Hell is freezing over and pigs are flying: H Street edition
Right: pig balloon flying over the State Capitol as part of a protest in Trenton, NJ. AP photo.
So historically in DC, community development corporations have kind of sucked, and in fact my involvement in urban revitalization to the degree that it has been I used to joke was a form of "blowback" from the decidedly urban renewal approaches of the H Street Community Development Corporation, which in my opinion wrecked H Street NE more than it helped it. I tried like hell to figure out what should have happened, and why what did happen didn't help.

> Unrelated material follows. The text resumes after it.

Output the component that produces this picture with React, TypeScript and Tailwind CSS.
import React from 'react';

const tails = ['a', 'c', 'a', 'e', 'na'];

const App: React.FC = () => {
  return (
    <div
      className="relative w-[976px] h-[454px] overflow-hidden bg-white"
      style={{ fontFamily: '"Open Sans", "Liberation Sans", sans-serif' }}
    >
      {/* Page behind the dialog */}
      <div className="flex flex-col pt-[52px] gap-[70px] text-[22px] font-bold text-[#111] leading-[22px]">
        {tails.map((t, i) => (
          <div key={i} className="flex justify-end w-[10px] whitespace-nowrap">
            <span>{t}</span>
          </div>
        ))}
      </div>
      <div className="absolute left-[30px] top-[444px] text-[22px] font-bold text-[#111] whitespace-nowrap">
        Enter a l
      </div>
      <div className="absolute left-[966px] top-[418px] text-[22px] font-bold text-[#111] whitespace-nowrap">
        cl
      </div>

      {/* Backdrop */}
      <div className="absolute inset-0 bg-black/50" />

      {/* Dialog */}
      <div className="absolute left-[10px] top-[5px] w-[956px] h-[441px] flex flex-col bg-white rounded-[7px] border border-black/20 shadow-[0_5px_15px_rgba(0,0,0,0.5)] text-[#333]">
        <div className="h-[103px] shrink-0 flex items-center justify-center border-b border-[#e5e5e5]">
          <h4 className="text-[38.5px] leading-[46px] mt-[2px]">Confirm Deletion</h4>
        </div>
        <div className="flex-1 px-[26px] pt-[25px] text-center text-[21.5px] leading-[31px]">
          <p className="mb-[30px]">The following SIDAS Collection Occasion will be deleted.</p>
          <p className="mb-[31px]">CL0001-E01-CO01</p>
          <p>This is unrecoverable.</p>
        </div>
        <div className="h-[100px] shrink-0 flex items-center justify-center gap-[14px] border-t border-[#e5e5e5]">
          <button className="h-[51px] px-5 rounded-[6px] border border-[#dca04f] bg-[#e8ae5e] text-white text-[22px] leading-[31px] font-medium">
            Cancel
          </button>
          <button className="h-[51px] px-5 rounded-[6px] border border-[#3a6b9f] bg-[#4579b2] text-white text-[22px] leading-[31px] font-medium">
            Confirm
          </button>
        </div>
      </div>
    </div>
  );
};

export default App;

So now the H Street CDC has co-bid, successfully, with a local real estate development organization to redevelop 1300 H Street NE, a city-controlled property that formerly was the location of a somewhat pathetic library portable. From "30-Unit Condo Targeting Artists, Social Entrepreneurs, Local Merchants with Community Ownership" in DC Urban Turf:
Rise, the group behind Popularise and Fundrise, partnered with H Street CDC to create a proposal that incorporates Fundrise’s model of community investment. With an industrial-looking exterior, they are planning a 30-unit condo building with a large retail component, with 20 percent of the units held as affordable and ideally going to artists and social entrepreneurs. The retail will include a local food market from Arcadia and ten retail incubators for local merchants. Through Fundrise, community members will be able to buy shares in the project and to profit if it is successful.
I had a meeting with the Rise people last summer. I don't know if they took my comments to heart. WRT this project, it would mean that funding streams from crowdfunding need to be made available to the retailers more than to the "building."

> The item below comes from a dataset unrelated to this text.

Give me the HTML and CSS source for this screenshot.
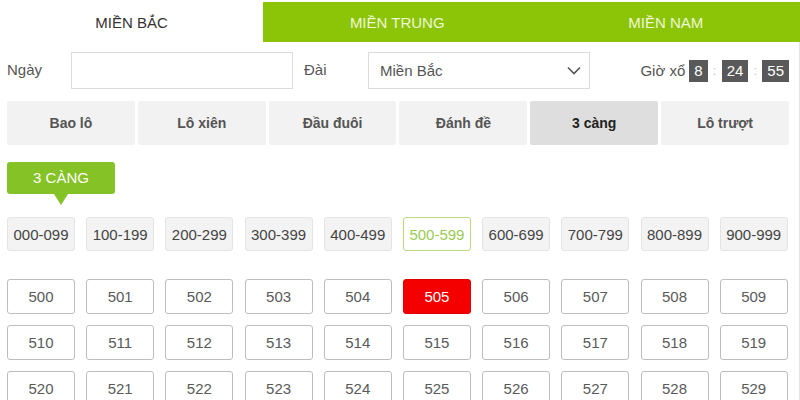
FILE: index.html
```html
<!DOCTYPE html>
<html lang="vi">
<head>
  <meta charset="UTF-8">
  <meta name="viewport" content="width=device-width, initial-scale=1.0">
  <title>3 Càng</title>
  <link rel="stylesheet" href="styles.css">
</head>
<body>
  <div class="tabs">
    <div class="tab active">MIỀN BẮC</div>
    <div class="tab">MIỀN TRUNG</div>
    <div class="tab">MIỀN NAM</div>
  </div>

  <div class="panel">
    <div class="filters">
      <label class="lbl">Ngày</label>
      <input class="field date" type="text">
      <label class="lbl dai">Đài</label>
      <div class="field select">
        <span>Miền Bắc</span>
        <svg width="14" height="9" viewBox="0 0 14 9"><path d="M1 1.5 L7 7.5 L13 1.5" fill="none" stroke="#555" stroke-width="1.6"/></svg>
      </div>
      <div class="clock">
        <span class="clock-lbl">Giờ xổ</span>
        <span class="digit">8</span><span class="sep">:</span>
        <span class="digit">24</span><span class="sep">:</span>
        <span class="digit">55</span>
      </div>
    </div>

    <div class="types">
      <button class="type">Bao lô</button>
      <button class="type">Lô xiên</button>
      <button class="type">Đầu đuôi</button>
      <button class="type">Đánh đề</button>
      <button class="type active">3 càng</button>
      <button class="type">Lô trượt</button>
    </div>

    <div class="badge">3 CÀNG</div>

    <div class="ranges">
      <button class="range">000-099</button>
      <button class="range">100-199</button>
      <button class="range">200-299</button>
      <button class="range">300-399</button>
      <button class="range">400-499</button>
      <button class="range active">500-599</button>
      <button class="range">600-699</button>
      <button class="range">700-799</button>
      <button class="range">800-899</button>
      <button class="range">900-999</button>
    </div>

    <div class="numbers" id="numbers"></div>
  </div>

  <script>
    const numbers = document.getElementById("numbers");
    for (let i = 500; i < 530; i++) {
      const btn = document.createElement("button");
      btn.className = "num" + (i === 505 ? " picked" : "");
      btn.textContent = i;
      numbers.appendChild(btn);
    }
  </script>
</body>
</html>
```

FILE: styles.css
```css
body {
  margin: 0;
  font-family: "Liberation Sans", Arial, sans-serif;
  color: #444;
  background: #fff;
  width: 800px;
  height: 400px;
  overflow: hidden;
}
.tabs {
  display: flex;
  margin-top: 2px;
  height: 40px;
}
.tab {
  flex: 1;
  display: flex;
  align-items: center;
  justify-content: center;
  background: #8cc408;
  color: #eef7d6;
  font-size: 15px;
}
.tab.active {
  flex: 0 0 263px;
  background: #fff;
  color: #333;
}
.panel {
  box-sizing: border-box;
  border-right: 1px solid #e4e4e4;
  padding: 10px 10px 0 7px;
  height: 358px;
  overflow: hidden;
}
.filters {
  display: flex;
  align-items: center;
  height: 37px;
}
.lbl {
  font-size: 15px;
  color: #555;
  width: 64px;
  margin-top: -2px;
}
.lbl.dai {
  width: 64px;
  margin-left: 11px;
}
.field {
  box-sizing: border-box;
  height: 37px;
  border: 1px solid #dcdcdc;
  background: #fff;
}
.date {
  width: 222px;
}
.select {
  width: 222px;
  display: flex;
  align-items: center;
  justify-content: space-between;
  padding: 0 8px 0 11px;
  font-size: 15px;
  color: #555;
}
.clock {
  margin-left: auto;
  display: flex;
  align-items: center;
  font-size: 15px;
  color: #555;
}
.clock-lbl {
  margin-right: 4px;
}
.digit {
  background: #595959;
  color: #fff;
  height: 22px;
  line-height: 22px;
  padding: 0 5px;
  font-size: 15px;
}
.sep {
  color: #c4c4c4;
  font-size: 13px;
  width: 14px;
  text-align: center;
}
.types {
  display: flex;
  gap: 3px;
  margin-top: 12px;
}
.type {
  flex: 1;
  height: 44px;
  border: none;
  border-radius: 2px;
  background: #f2f2f2;
  font-family: inherit;
  font-size: 14px;
  font-weight: bold;
  color: #555;
}
.type.active {
  background: #dedede;
  color: #222;
}
.badge {
  position: relative;
  width: 108px;
  height: 32px;
  line-height: 32px;
  margin-top: 17px;
  text-align: center;
  background: #84c225;
  color: #fff;
  font-size: 15px;
  border-radius: 3px;
}
.badge::after {
  content: "";
  position: absolute;
  left: 47px;
  top: 32px;
  border-left: 7px solid transparent;
  border-right: 7px solid transparent;
  border-top: 11px solid #84c225;
}
.ranges,
.numbers {
  display: grid;
  grid-template-columns: repeat(10, 68px);
  column-gap: 11.2px;
}
.ranges {
  margin-top: 23px;
}
.range {
  height: 34px;
  padding: 0;
  border: 1px solid #e4e4e4;
  border-radius: 3px;
  background: #f3f3f3;
  font-family: inherit;
  font-size: 15px;
  color: #444;
}
.range.active {
  background: #fff;
  border-color: #b9d97e;
  color: #9acb52;
}
.numbers {
  margin-top: 28px;
  row-gap: 11px;
}
.num {
  height: 35px;
  padding: 0;
  border: 1px solid #bdbdbd;
  border-radius: 3px;
  background: #fff;
  font-family: inherit;
  font-size: 15px;
  color: #5a5a5a;
}
.num.picked {
  background: #f40000;
  border-color: #e00000;
  color: #fff;
}
```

Still, the fact that a CDC, let alone the H Street CDC, is involved in such a transformative project is f*ing amazing.
I can't tell you how many arguments I had with the former director, people involved in the organization, city officials, people at enabling organizations (in the past, the Fannie Mae Foundation and LISC in particular enabled DC's CDCs to not be great--it wasn't til I went to a conference in Cleveland in 2002 when I realized that by definition CDCs don't have to be bad, and to be somewhat fair, they had a tough row), e.g., "Falling up -- Accountability and DC Community Development Corporations".
Never say never. (Although don't hold your breath...) I don't know how this project happened, but I am still impressed.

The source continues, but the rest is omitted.